The data from the Anderson Darling test will inform us two results: A and p-value. The A value refers to the Anderson-Darling test statistics give the probability that the tested sample could have come from a normal distribution. Then, assuming that the null hypothesis (the process represents normally distributed data) is true, the p-value tells us the probability that our data follows the same distribution.

Reference website: https://rexplorations.wordpress.com/2015/08/11/normality-tests-in-r/

Key Points during Lecture 12:

Estimator and Estimate:

\(\bullet\) In statistics, we should be conscious about the differences between an estimator and an estimate. Generally, an estimator is a mathematical function to produce an estimate, while an estimate is a computed value based on data which it may be modeled as random variables. This notion makes the estimate into a random variable and the estimator into a function of the random variable.

\(\bullet\) In the book Introduction to Econometrics, the author James H. Stock, Mark W. Watson claim that an estimator is a function of a sample of data that to be drawn randomly from a population such that it gives an educated guess of the value from the population. An estimate is the numerical value of the estimator when it is calculated using data from a specific sample.

For more explanation, you are encouraged to look that the following posts:

\(\bullet\) In some cases, we may have different estimators producing the same value of the estimate.

\(\bullet\) During the class we are given some examples. \(\bar X\) is an estimator for \(\mu\), while \(\bar x\) is the estimate because it is derived from a sample. Estimate is the realized, observed value from data, while the estimator is a function.

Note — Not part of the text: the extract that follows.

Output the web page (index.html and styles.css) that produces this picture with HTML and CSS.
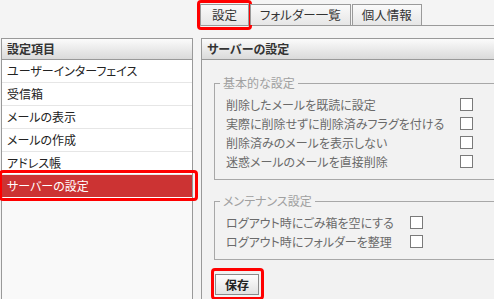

MLE for normal distribution:

If, the joint PDF (likelihood function) is \(f(x_1, x_2,......, x_n;\mu,\sigma^2) = (2\pi)^{-\frac{n}{2}} (\sigma^2)^{-\frac{n}{2}} \cdot exp\Big(-\frac{1}{2\sigma^2}\sum_{i=1}^n(x_i - \mu)^2\Big)\). Take the log we obtain the log-likelihood function:

\[\begin{equation} \boxed{ln(f(x_1,x_2,......,x_n; \mu,\sigma^2) = -\frac{n}{2} log(2\pi) - \frac{n}{2} log(\sigma^2) - \frac{1}{2\sigma^2} \sum_{i=1}^n(x_i - \mu)^2} \end{equation}\]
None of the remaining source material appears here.